Dr. Aeck Romez

Character Name: Aeckinski (Pronounced "AY-Kin-Skee") A. Romez
Aliases: Dr. Aeck, Dr. Romez, Aeck, The Overseer, totally radical bamf
Played By: MeesturFroggy
Job History: Previously a Pharmacist working at ███ ████████ in █████████, ██. Was fired after accidentally filling a customer's prescription with near-lethal doses of [REDACTED]. dude, it's not like i could have helped him anyways. let's hope rehab is working out for him.
Position: Overseer fancy for "that guy who looks at the cameras all day long" of Site-19.
Description: 43 years old. Around 5'8", average build. Caucasian. Unkempt, dirty grey hair with rough stubble around chin. Solid green eyes. Generally straggly appearance with greasy clothes, always wears a pair of cracked aviator sunglasses he's had since day one. Occasionally wears hollowed-out televisions lined in tin foil, which he claims to [REDACTED]. i don't want the government stealing my thoughts anytime soon, goddammit.
Background & Information: A mysterious man hired by the foundation to keep watch of Site-19 after Dr. ████ introduced him to higher authorities. Claims to have lived a "past life", filled with adventure and friendship that ended tragically somehow, and that he was the end result of "[REDACTED]'s Human Biotics Stem Cell Incident #4557". Amnesiacs administered to combat false memories have failed as he still continues to scream verbal diarrhea about "Slaying giant snakes with his old buddy, Canti". dude, canticiao was a badass. Proficient with electronics and prefers to repair broken or damaged video cameras himself, blindly meandering into the containment cells of SCPs multiple times without further permission. A set of general guidelines when interacting with Aeckinski has been established, and goes as following: wow. fucking really?
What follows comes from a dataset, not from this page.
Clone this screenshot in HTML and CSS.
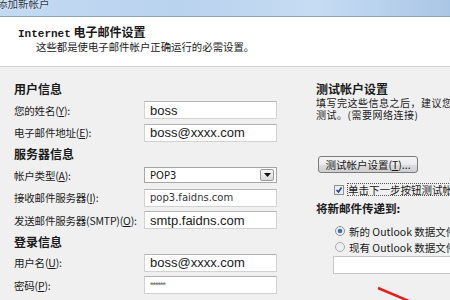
FILE: index.html
```html
<!DOCTYPE html>
<html lang="zh-CN">
<head>
  <meta charset="UTF-8" />
  <title>添加新帐户</title>
  <meta name="viewport" content="width=device-width, initial-scale=1.0" />
  <link rel="stylesheet" href="styles.css">
</head>
<body>
  <div class="window">

    <!-- Title bar -->
    <div class="titlebar">添加新帐户</div>

    <!-- Header -->
    <div class="header">
      <h1><span class="latin">Internet</span> 电子邮件设置</h1>
      <p>这些都是使电子邮件帐户正确运行的必需设置。</p>
    </div>

    <div class="content">
      <!-- Left: account fields -->
      <div class="left">
        <h2>用户信息</h2>
        <div class="row">
          <span class="label">您的姓名(<u>Y</u>):</span>
          <div class="field big">boss</div>
        </div>
        <div class="row">
          <span class="label">电子邮件地址(<u>E</u>):</span>
          <div class="field big">boss@xxxx.com</div>
        </div>

        <h2>服务器信息</h2>
        <div class="row">
          <span class="label">帐户类型(<u>A</u>):</span>
          <div class="field select">
            <span>POP3</span>
            <span class="drop"><svg width="7" height="4" viewBox="0 0 7 4"><path d="M0 0h7L3.5 4z" fill="#111"/></svg></span>
          </div>
        </div>
        <div class="row">
          <span class="label">接收邮件服务器(<u>I</u>):</span>
          <div class="field small">pop3.faidns.com</div>
        </div>
        <div class="row">
          <span class="label">发送邮件服务器(SMTP)(<u>O</u>):</span>
          <div class="field big">smtp.faidns.com</div>
        </div>

        <h2>登录信息</h2>
        <div class="row">
          <span class="label">用户名(<u>U</u>):</span>
          <div class="field big">boss@xxxx.com</div>
        </div>
        <div class="row">
          <span class="label">密码(<u>P</u>):</span>
          <div class="field pass">******</div>
        </div>
      </div>

      <!-- Right: test settings -->
      <div class="right">
        <h2>测试帐户设置</h2>
        <p class="note">填写完这些信息之后，建议您单击下面的按钮进行帐户<br>测试。(需要网络连接)</p>
        <button class="test-btn">测试帐户设置(<u>T</u>)...</button>
        <div class="check">
          <svg width="10" height="10" viewBox="0 0 10 10">
            <rect x="0.5" y="0.5" width="9" height="9" fill="#e8eef6" stroke="#8e8f8f"/>
            <path d="M2.5 5l2 2 3-4.5" fill="none" stroke="#2a3f8f" stroke-width="1.6"/>
          </svg>
          <span class="focus">单击下一步按钮测试帐户设置(<u>S</u>)</span>
        </div>
        <h3>将新邮件传递到:</h3>
        <div class="radio first">
          <svg width="10" height="10" viewBox="0 0 10 10">
            <circle cx="5" cy="5" r="4.5" fill="#eef0f3" stroke="#8e8f8f"/>
            <circle cx="5" cy="5" r="2.3" fill="#3d6fb8"/>
          </svg>
          <span>新的 Outlook 数据文件(<u>W</u>)</span>
        </div>
        <div class="radio">
          <svg width="10" height="10" viewBox="0 0 10 10">
            <circle cx="5" cy="5" r="4.5" fill="#eef0f3" stroke="#a8a8a8"/>
          </svg>
          <span>现有 Outlook 数据文件(<u>X</u>)</span>
        </div>
        <div class="field wide"></div>
      </div>
    </div>

    <!-- red arrow drawn over the dialog -->
    <svg class="arrow" width="60" height="20" viewBox="0 0 60 20">
      <path d="M2 2L40 18" stroke="#e3201c" stroke-width="2.5" fill="none"/>
    </svg>
  </div>
</body>
</html>
```

FILE: styles.css
```css
body {
  margin: 0;
  font-family: "Noto Sans CJK SC", "Liberation Sans", sans-serif;
  font-size: 10.5px;
  color: #1a1a1a;
  background-color: #f0f0f0;
}

.window {
  position: relative;
  width: 450px;
  height: 300px;
  overflow: hidden;
  background-color: #f0f0f0;
}

.titlebar {
  height: 16px;
  line-height: 8px;
  font-size: 10.5px;
  text-indent: -3px;
  color: #2b3a4e;
  text-shadow: 0 0 3px #fff;
  white-space: nowrap;
  overflow: hidden;
  background: linear-gradient(90deg, #c3daf2 0%, #b9d2ee 40%, #c6dcf3 70%, #aac6e6 100%);
  border-bottom: 1px solid #8fa4ba;
}

.header {
  height: 50px;
  padding: 8px 0 0 18px;
  box-sizing: border-box;
  background-color: #fff;
  border-bottom: 1px solid #d5d5d5;
}

.header h1 {
  margin: 0;
  font-size: 12px;
  line-height: 14px;
  font-weight: bold;
}

.header .latin {
  font-family: "Liberation Mono", monospace;
  font-size: 11px;
}

.header p {
  margin: 0 0 0 18px;
  font-size: 10.4px;
  line-height: 12px;
}

.content {
  display: flex;
  padding-top: 12px;
}

.left {
  flex-shrink: 0;
  width: 316px;
  padding-left: 14px;
  box-sizing: border-box;
}

h2 {
  margin: 0;
  height: 20px;
  line-height: 20px;
  font-size: 12px;
  font-weight: bold;
}

.row {
  height: 22.5px;
  display: flex;
  align-items: center;
}

.label {
  width: 130px;
  flex-shrink: 0;
  white-space: nowrap;
  font-size: 10.5px;
  letter-spacing: -0.2px;
}

.field {
  width: 133px;
  height: 18px;
  flex-shrink: 0;
  box-sizing: border-box;
  background: #fff;
  border: 1px solid #d2d2d2;
  border-top-color: #b4b4b4;
  padding-left: 5px;
  display: flex;
  align-items: center;
  white-space: nowrap;
  font-family: "Liberation Sans", sans-serif;
}

.field.big {
  font-size: 13px;
}

.field.small {
  font-family: "DejaVu Sans", sans-serif;
  font-size: 10px;
  color: #333;
}

.field.pass {
  font-size: 9px;
  color: #666;
  letter-spacing: -1px;
}

.field.select {
  justify-content: space-between;
  font-family: "DejaVu Sans", sans-serif;
  font-size: 10px;
  padding-right: 2px;
  height: 16px;
  border-color: #a5a5a5;
}

.drop {
  width: 14px;
  height: 12px;
  box-sizing: border-box;
  border: 1px solid #9a9a9a;
  border-radius: 2px;
  background: linear-gradient(#f6f6f6, #d9d9d9);
  display: flex;
  align-items: center;
  justify-content: center;
}

.right {
  flex: 1;
  min-width: 0;
  white-space: nowrap;
}

.right h2 {
  margin-top: 2px;
  height: 16px;
  line-height: 16px;
}

.note {
  margin: 0;
  font-size: 10px;
  line-height: 12px;
  letter-spacing: 0.5px;
}

.test-btn {
  display: block;
  margin: 35px 0 0 2px;
  width: 100px;
  height: 17px;
  padding: 0;
  font-family: inherit;
  font-size: 10.5px;
  color: #1a1a1a;
  border: 1px solid #7a7a7a;
  border-radius: 3px;
  background: linear-gradient(#f4f4f4 0%, #ebebeb 50%, #dddddd 51%, #cfcfcf 100%);
}

.check {
  margin: 10px 0 0 18px;
  height: 13px;
  display: flex;
  align-items: center;
  gap: 3px;
  font-size: 10.5px;
}

.check svg,
.radio svg {
  flex-shrink: 0;
}

.focus {
  border: 1px dotted #555;
  line-height: 11px;
}

h3 {
  margin: 5px 0 0;
  font-size: 11.5px;
  line-height: 14px;
  font-weight: bold;
}

.radio {
  height: 16px;
  display: flex;
  align-items: center;
  gap: 4px;
  margin-left: 19px;
  font-size: 10.5px;
}

.radio.first {
  margin-top: 8px;
}

.field.wide {
  width: 140px;
  margin: 1px 0 0 17px;
  border-color: #c6c6c6;
}

.arrow {
  position: absolute;
  left: 376px;
  top: 286px;
}
```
* Do not give Aeckinski televisions.
* Do not give Aeckinski access keycards above Level-03.
* Do not mention the name "Scarlet" around Aeckinski, in any form, be it the name or the color.
* Do not feed Aeckinski gelatin.
* Do not mention the names of any songs performed by the bands "Faith No More" and "Mr. Bungle" to Aeckinski.
* Do not let Aeckinski around the dressers of female foundation personnel.
* Do not let Aeckinski near SCP-261.
* Do not let Aeckinski near SCP-280 if Aeckinski possesses any form of lighting implement.
* Do not let Aeckinski near Dr. Rights. it's not MY fault she has a nice ass
* Do not allow Aeckinski in small rooms with any female foundation personnel.
* Do not let Aeckinski near any containment chamber that does not have a video camera already installed.
* Do not let Aeckinski edit any page whatsoever on the facility website. dumbfucks should have known by now. the password to the website is █████████████████████████, anyways.
* Do not deny any of what Aeckinski is saying even if it is absolutely, positively false. they're lying. they're fuckin' lying.
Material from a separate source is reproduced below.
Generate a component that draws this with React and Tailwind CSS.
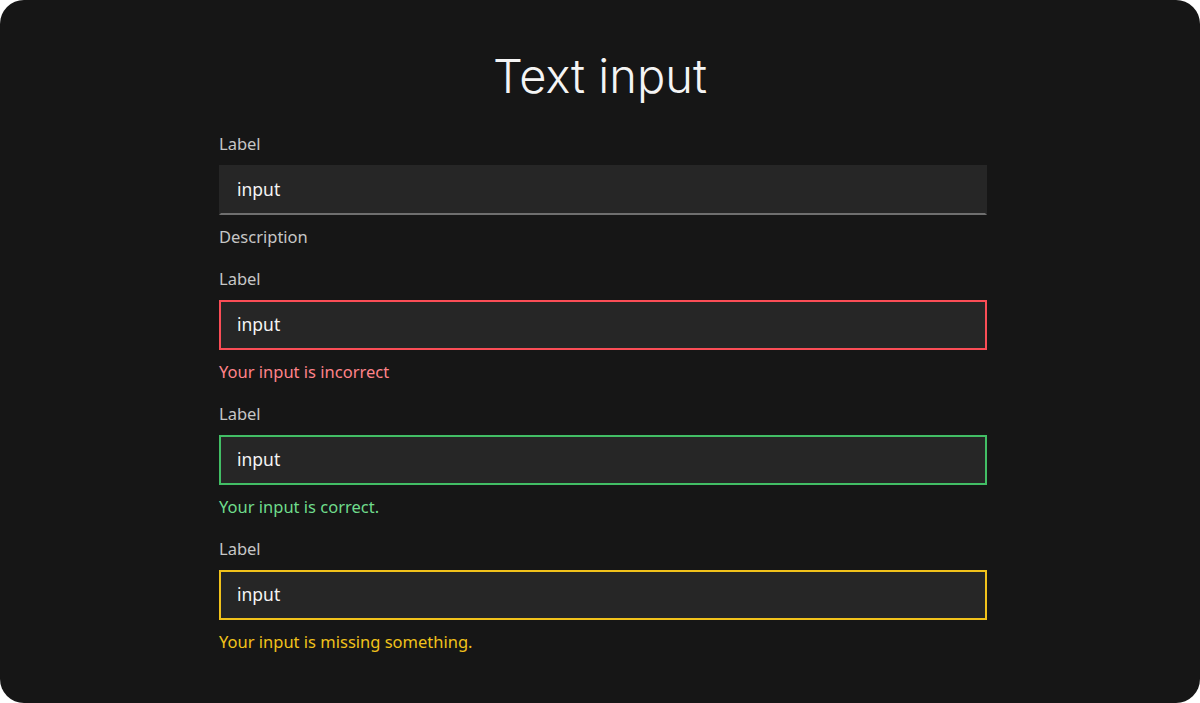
export default function App() {
  const Field = ({ border, helper, helperColor }) => (
    <div className="flex flex-col">
      <div className="h-[20px] text-[16.5px] leading-[20px] text-[#c6c6c6]">Label</div>
      <div className={`mt-[11px] flex h-[50px] items-center bg-[#262626] pb-[2px] pl-[16px] text-[17.5px] text-[#f4f4f4] ${border}`}>
        input
      </div>
      <div className={`mt-[12px] h-[20px] text-[16.5px] leading-[20px] ${helperColor}`}>{helper}</div>
    </div>
  );
  return (
    <div className="bg-white" style={{ fontFamily: "'Noto Sans', Inter, sans-serif" }}>
      <div className="flex h-[703px] w-[1200px] flex-col rounded-[24px] bg-[#161616]">
        <h1
          className="mt-[48px] h-[56px] text-center text-[47px] font-light leading-[56px] text-[#f4f4f4]"
          style={{ fontFamily: "Inter, sans-serif" }}
        >
          Text input
        </h1>
        <div className="ml-[219px] mt-[30px] flex w-[768px] flex-col gap-[22px]">
          <Field
            border="border-2 border-transparent border-b-[#6f6f6f]"
            helper="Description"
            helperColor="text-[#c6c6c6]"
          />
          <Field border="border-2 border-[#fa4d56]" helper="Your input is incorrect" helperColor="text-[#ff8389]" />
          <Field border="border-2 border-[#42be65]" helper="Your input is correct." helperColor="text-[#6fdc8c]" />
          <Field border="border-2 border-[#f1c21b]" helper="Your input is missing something." helperColor="text-[#f1c21b]" />
        </div>
      </div>
    </div>
  );
}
Failure to comply to the guidelines will not result in punishment, but may result in severe consequences based on the situation. but i'm really, really sure you wouldn't like what i would do if you fucks didn't comply Aeckinski currently lives in Site-19's overwatch room and refuses to live anywhere else, as he has already set up a rudimentary living quarters inside it my crib is pimpin as shit, yo. and someday wishes to start his own local pharmacy in the city of ██████████, ██.

Addendum #1: As of 2/6/2014, Dr. Aeckinski A. Romez has been fired from the foundation and detained to the ██████████ ██████ Correctional Facility, situated in ██████████. to this day, he still hates the foundation. fuck you, dr. bright.

Alright, which one of you fuckers thought it was a good idea to give him the password? -Dr. ████
i made compromises with 079 again, okay??